L’Europa è un malato grave. Indipendentemente dai toni paludati tipico dei rapporti della Commissione, lo European competitiviness report, presentato l’11 settembre, mostra tutta la difficoltà dell’economia reale. In sintesi, come si legge nella premessa, «le problematiche da affrontare sono ancora numerose e l’economia dell’Ue è ancora lungi dal raggiungere i suoi obiettivi in termini di valore aggiunto manifatturiero, spesa in ricerca e sviluppo, investimenti fissi lordi e investimenti in macchinari e attrezzature».

In qualche modo il rapporto sottolinea, senza dirlo esplicitamente, che le politiche «finanziarie» fino ad oggi adottate non hanno prodotto esiti positivi, salvo che per alcuni stati che hanno goduto di un vantaggio di struttura e valutario, in primis la Germania.

Alcune considerazioni di politica industriale e di dinamica di struttura sono presenti, e qualora il governo Renzi volesse raccoglierle sarebbe un buon inizio. La cosiddetta «internazionalizzazione» delle imprese, più volte evocata dal governo, è direttamente proporzionale alle caratteristiche (intrinseche) dell’impresa: attiene alla produttività, che il report lega anche alla qualità degli investimenti, alla specializzazione produttiva, ai risultati dell’innovazione e alle caratteristiche di gestione delle imprese.

Più in particolare il report sottolinea come e quanto la dimensione delle imprese, unitamente alla gestione delle stesse, modificano la capacità di partecipare all’internazionalizzazione del sistema economico. Il fisco e il costo del lavoro non sono mai citati, salvo che in sporadica apparizione.

Le caratteristiche essenziali della «internazionalizzazione» enunciate dalla Commissione Europea richiamano vecchi e ben noti problemi della struttura produttiva dell’Italia: imprese troppo piccole, poco specializzate, con bassissimi investimenti in ricerca e sviluppo. Infatti, la dimensioni dell’impresa, il settore in cui essa opera e l’assetto proprietario sono cruciali per determinare la forza degli effetti dell’innovazione dei prodotti. L’innovazione incide molto di più sulla crescita dell’occupazione nei settori ad alta tecnologia e ad alta intensità di conoscenza rispetto ai settori a bassa tecnologia, caratterizzati da una minore intensità di conoscenza. Inoltre, i risultati del report mostrano che l’innovazione dei prodotti tende a contribuire maggiormente alla crescita dell’occupazione nelle imprese di grandi dimensioni rispetto a quanto non avvenga nelle piccole e medie imprese (Pmi).

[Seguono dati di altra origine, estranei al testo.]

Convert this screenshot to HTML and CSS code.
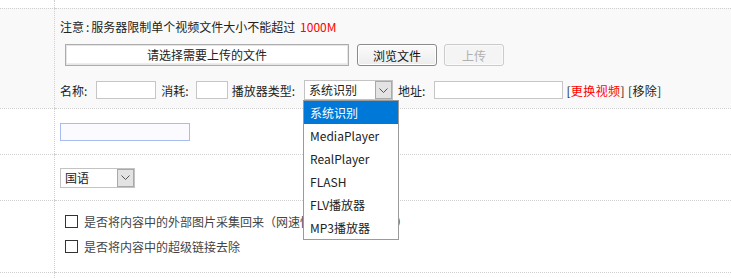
FILE: index.html
```html
<!DOCTYPE html>
<html lang="zh-CN">
<head>
    <meta charset="UTF-8">
    <title>添加视频</title>
    <link rel="stylesheet" href="styles.css">
</head>
<body>
    <table class="form-table">
        <tr class="row-spacer">
            <td class="label"></td>
            <td></td>
        </tr>

        <tr class="row-upload">
            <td class="label"></td>
            <td class="field">
                <div class="notice">注意<span class="colon">:</span>服务器限制单个视频文件大小不能超过 <span class="limit">1000M</span></div>

                <div class="upload-line">
                    <div class="file-box">请选择需要上传的文件</div>
                    <button type="button" class="btn btn-browse">浏览文件</button>
                    <button type="button" class="btn btn-upload" disabled>上传</button>
                </div>

                <div class="meta-line">
                    <span class="meta-label">名称:</span>
                    <input type="text" class="txt txt-name">
                    <span class="meta-label lbl-cost">消耗:</span>
                    <input type="text" class="txt txt-cost">
                    <span class="meta-label lbl-player">播放器类型:</span>
                    <div class="select select-player">
                        <span class="select-value">系统识别</span>
                        <span class="select-arrow">
                            <svg width="9" height="5" viewBox="0 0 9 5"><path d="M0.5 0.5 L4.5 4.5 L8.5 0.5" fill="none" stroke="#555" stroke-width="1"/></svg>
                        </span>
                        <ul class="dropdown">
                            <li class="active">系统识别</li>
                            <li>MediaPlayer</li>
                            <li>RealPlayer</li>
                            <li>FLASH</li>
                            <li>FLV播放器</li>
                            <li>MP3播放器</li>
                        </ul>
                    </div>
                    <span class="meta-label lbl-url">地址:</span>
                    <input type="text" class="txt txt-url">
                    <span class="links">[<a href="#" class="link-red">更换视频</a>] [<a href="#">移除</a>]</span>
                </div>
            </td>
        </tr>

        <tr class="row-mid">
            <td class="label"></td>
            <td class="field">
                <input type="text" class="txt txt-title">
            </td>
        </tr>

        <tr class="row-mid">
            <td class="label"></td>
            <td class="field">
                <div class="select select-lang">
                    <span class="select-value">国语</span>
                    <span class="select-arrow">
                        <svg width="9" height="5" viewBox="0 0 9 5"><path d="M0.5 0.5 L4.5 4.5 L8.5 0.5" fill="none" stroke="#555" stroke-width="1"/></svg>
                    </span>
                </div>
            </td>
        </tr>

        <tr class="row-options">
            <td class="label"></td>
            <td class="field">
                <label class="option"><input type="checkbox"> 是否将内容中的外部图片采集回来（网速快时建议选择此项）</label>
                <label class="option"><input type="checkbox"> 是否将内容中的超级链接去除</label>
            </td>
        </tr>

        <tr class="row-end">
            <td class="label"></td>
            <td></td>
        </tr>
    </table>
</body>
</html>
```

FILE: styles.css
```css
* {
    margin: 0;
    padding: 0;
    box-sizing: border-box;
    font-family: "Noto Sans CJK SC", "Noto Sans", sans-serif;
}

body {
    background-color: #fff;
    color: #333;
    font-size: 12px;
}

.form-table {
    width: 100%;
    border-collapse: separate;
    border-spacing: 0;
}

.form-table td {
    border-top: 1px dotted #cfcfcf;
    vertical-align: middle;
}

.form-table .label {
    width: 55px;
    border-right: 1px dotted #cfcfcf;
}

.form-table .field {
    padding-left: 5px;
}

.row-spacer td {
    height: 8px;
    border-top: none !important;
}

.row-upload td {
    background-color: #f9f9f9;
}

.row-upload .field {
    padding-top: 9px;
    padding-bottom: 8px;
}

.notice {
    height: 18px;
    line-height: 18px;
    color: #222;
}

.notice .colon {
    padding: 0 2px;
}

.limit {
    color: #f00;
    margin-left: 2px;
}

.upload-line {
    display: flex;
    align-items: center;
    margin-top: 8px;
    margin-left: 5px;
}

.file-box {
    width: 284px;
    height: 22px;
    line-height: 20px;
    text-align: center;
    color: #222;
    background: #fff;
    border: 1px solid #acacac;
    box-shadow: inset 0 0 0 1px #e6e6e6, inset 0 -2px 0 #ececec;
}

.btn {
    height: 22px;
    font-size: 12px;
    border-radius: 3px;
    cursor: pointer;
}

.btn-browse {
    width: 80px;
    margin-left: 8px;
    color: #111;
    border: 1px solid #8a8a8a;
    background: linear-gradient(#fbfbfb, #ececec);
    box-shadow: inset 0 0 0 1px #fff;
}

.btn-upload {
    width: 60px;
    margin-left: 7px;
    color: #b0b0b0;
    border: 1px solid #cbcbcb;
    background: #f4f4f4;
    box-shadow: inset 0 0 0 1px #fafafa;
    cursor: default;
}

.meta-line {
    display: flex;
    align-items: center;
    height: 20px;
    margin-top: 14px;
    color: #222;
}

.txt {
    height: 18px;
    border: 1px solid #c6c6c6;
    background: #fff;
    font-size: 12px;
    outline: none;
}

.txt-name {
    width: 60px;
    margin-left: 9px;
}

.lbl-cost {
    margin-left: 5px;
}

.txt-cost {
    width: 32px;
    margin-left: 7px;
}

.lbl-player {
    margin-left: 4px;
}

.select {
    position: relative;
    display: flex;
    align-items: center;
    height: 20px;
    border: 1px solid #c3c3c3;
    background: #fff;
    color: #222;
}

.select-value {
    flex: 1;
    padding-left: 4px;
    line-height: 18px;
}

.select-arrow {
    width: 17px;
    height: 18px;
    display: flex;
    align-items: center;
    justify-content: center;
    background: #e3e3e3;
    border: 1px solid #a9a9a9;
}

.select-player {
    width: 89px;
    margin-left: 9px;
}

.dropdown {
    position: absolute;
    top: 19px;
    left: -2px;
    width: 96px;
    list-style: none;
    background: #fff;
    border: 1px solid #9a9a9a;
    z-index: 10;
}

.dropdown li {
    height: 23px;
    line-height: 23px;
    padding-left: 6px;
    color: #222;
}

.dropdown li.active {
    background: #0078d7;
    color: #fff;
}

.lbl-url {
    margin-left: 5px;
}

.txt-url {
    width: 129px;
    margin-left: 9px;
}

.links {
    margin-left: 3px;
    color: #222;
    letter-spacing: 0.4px;
}

.links a {
    color: #222;
    text-decoration: none;
}

.links .link-red {
    color: #f00;
}

.row-mid td {
    height: 46px;
}

.txt-title {
    display: block;
    width: 130px;
    border-color: #a7bdf2;
    background: #fafaff;
}

.select-lang {
    width: 75px;
}

.row-options .field {
    padding-top: 8px;
    padding-bottom: 13px;
    padding-left: 10px;
}

.option {
    display: flex;
    align-items: center;
    height: 25px;
    color: #444;
    font-size: 12px;
}

.option input {
    appearance: none;
    -webkit-appearance: none;
    width: 13px;
    height: 13px;
    margin-right: 6px;
    border: 1px solid #333;
    background: #fff;
}

.row-end td {
    height: 6px;
}
```
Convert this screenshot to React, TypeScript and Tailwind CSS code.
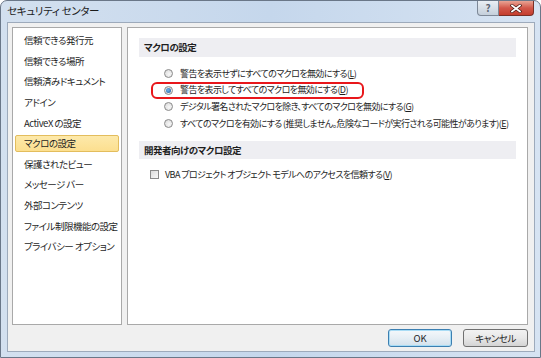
import React from 'react';

const font = "font-['Meiryo_UI','Noto_Sans_CJK_JP',sans-serif] [font-feature-settings:'palt']";

const items = [
  '信頼できる発行元',
  '信頼できる場所',
  '信頼済みドキュメント',
  'アドイン',
  'ActiveX の設定',
  'マクロの設定',
  '保護されたビュー',
  'メッセージ バー',
  '外部コンテンツ',
  'ファイル制限機能の設定',
  'プライバシー オプション',
];

function Radio({ on }: { on?: boolean }) {
  return (
    <span className="flex h-[9px] w-[9px] shrink-0 items-center justify-center rounded-full border border-[#8a8a8a] bg-[radial-gradient(circle_at_60%_60%,#f8f8f8,#d6d6d6)]">
      {on && <span className="h-[5px] w-[5px] rounded-full bg-[radial-gradient(circle_at_40%_40%,#6fb2ea,#1c5a9c)]" />}
    </span>
  );
}

function Opt({ label, k, on, mark }: { label: string; k: string; on?: boolean; mark?: boolean }) {
  return (
    <div className="relative flex h-[16.7px] items-center gap-[7px] pl-[25px]">
      {mark && <span className="absolute left-[12px] top-[0px] h-[17px] w-[213px] rounded-[6px] border-2 border-[#e8171b]" />}
      <Radio on={on} />
      <span className="whitespace-nowrap text-[9px] tracking-[-0.6px]">
        {label}(<span className="underline">{k}</span>)
      </span>
    </div>
  );
}

export default function App() {
  return (
    <div className={`${font} h-[358px] w-[541px] overflow-hidden bg-white text-[9.5px] text-[#1e1e1e]`}>
      <div className="flex h-[358px] w-[541px] flex-col rounded-t-[7px] border border-[#6a7788] bg-gradient-to-r from-[#d3e0ef] via-[#c5d7ec] to-[#d6e3f2]">
        <div className="flex h-[21px] shrink-0 items-start">
          <span className="pl-[6px] pt-[3px] text-[10.5px] leading-[14px] tracking-[-0.3px] text-[#1b1b1b]">セキュリティ センター</span>
          <div className="ml-auto mr-[6px] flex">
            <div className="flex h-[15px] w-[22px] items-center justify-center rounded-bl-[4px] border border-t-0 border-[#7d8897] bg-gradient-to-b from-[#e9eef4] to-[#c4cfdb] text-[10px] font-bold leading-none text-[#5b6573]">
              ?
            </div>
            <div className="flex h-[15px] w-[35px] items-center justify-center rounded-br-[4px] border border-l-0 border-t-0 border-[#7a2f26] bg-gradient-to-b from-[#e8a394] via-[#d2574a] to-[#c43d2d]">
              <svg width="12" height="9" viewBox="0 0 12 9">
                <path d="M2 1.5 L10 7.5 M10 1.5 L2 7.5" stroke="#4a1a14" strokeWidth="3.2" strokeLinecap="square" />
                <path d="M2 1.5 L10 7.5 M10 1.5 L2 7.5" stroke="#ffffff" strokeWidth="1.7" strokeLinecap="square" />
              </svg>
            </div>
          </div>
        </div>
        <div className="ml-[6px] flex h-[330px] w-[528px] flex-col border border-[#9daabb] bg-[#f0f0f0] pl-[4px] pr-[6px] pt-[4px]">
          <div className="flex h-[298px] gap-[5px]">
            <div className="h-[298px] w-[110px] border border-[#a9a9a9] bg-white px-[2px] pt-[2px] tracking-[-0.5px]">
              {items.map((t, i) => (
                <div key={t} className="flex h-[20.6px] items-center py-[1px]">
                  <div
                    className={`flex h-[17px] w-full items-center rounded-[2px] pl-[8px] whitespace-nowrap ${
                      i === 5 ? 'border border-[#e3bd5d] bg-gradient-to-b from-[#fde9aa] to-[#fcdf8f]' : 'border border-transparent'
                    }`}
                  >
                    {t}
                  </div>
                </div>
              ))}
            </div>
            <div className="h-[298px] w-[401px] border border-[#a9a9a9] bg-white px-[11px] pt-[10px]">
              <div className="flex h-[19px] items-center bg-[#eeeef2] pl-[5px] font-semibold tracking-[-0.5px]">マクロの設定</div>
              <div className="pt-[8px]">
                <Opt label="警告を表示せずにすべてのマクロを無効にする" k="L" />
                <Opt label="警告を表示してすべてのマクロを無効にする" k="D" on mark />
                <Opt label="デジタル署名されたマクロを除き、すべてのマクロを無効にする" k="G" />
                <Opt label="すべてのマクロを有効にする (推奨しません。危険なコードが実行される可能性があります)" k="E" />
              </div>
              <div className="mt-[9px] flex h-[18px] items-center bg-[#eeeef2] pl-[5px] font-semibold tracking-[-0.5px]">開発者向けのマクロ設定</div>
              <div className="flex h-[31px] items-center gap-[6px] pl-[11px]">
                <span className="h-[9px] w-[9px] shrink-0 border border-[#8a8a8a] bg-gradient-to-br from-[#dcdcdc] to-[#f8f8f8]" />
                <span className="whitespace-nowrap text-[9px] tracking-[-0.6px]">
                  VBA プロジェクト オブジェクト モデルへのアクセスを信頼する(<span className="underline">V</span>)
                </span>
              </div>
            </div>
          </div>
          <div className="mt-[4px] flex justify-end gap-[11px]">
            <button className="flex h-[18px] w-[64px] items-center justify-center rounded-[3px] border border-[#3c7fb1] bg-gradient-to-b from-[#f4f8fb] via-[#e6eef4] to-[#d3e1ec] shadow-[inset_0_0_0_1px_#a9dcf5]">
              OK
            </button>
            <button className="flex h-[18px] w-[65px] items-center justify-center rounded-[3px] border border-[#707070] bg-gradient-to-b from-[#f2f2f2] via-[#e8e8e8] to-[#d4d4d4] tracking-[-0.5px]">
              キャンセル
            </button>
          </div>
        </div>
      </div>
    </div>
  );
}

Se una parte dell’analisi del rapporto della Commissione mostra alcune caratteristiche indispensabili per affrontare la sfida della manifattura, la crescita della produzione tra il 2000 e il 2014, da 97 a 103, è stato conseguita con un calo dell’occupazione spaventoso: da 121 a 99.

In qualche modo il mercato (in crisi) si è incaricato di «eliminare» le imprese fuori mercato, con il difetto, però, di concentrare la produzione industriale nell’area eurogermanica. In altri termini la produttività di struttura ha eroso la quota di occupazione necessaria a produrre le stesse merci, mentre la specializzazione produttiva, la spesa in ricerca e sviluppo e la dimensione delle imprese hanno concorso a guidare l’allocazione della produzione industriale. Ancora una volta il rapporto non parla di fisco e costo del lavoro.

L’Europa dunque rimane un malato grave. E sono molte le cose da fare. In particolare il rapporto sottolinea la necessità di incrementare la spesa in ricerca e sviluppo, anche se sappiamo che questa dipende dalla specializzazione produttiva e dalla dimensione d’impresa. Se non cambia la dinamica di struttura dei paesi dell’area sud dell’Europa sarà difficile traguardare gli obbiettivi di manifattura 2020.

Non tutto è perduto. Ma se usciamo dal dibattito domestico che denuncia la pressione fiscale come vincolo alla crescita c’è ancora una speranza.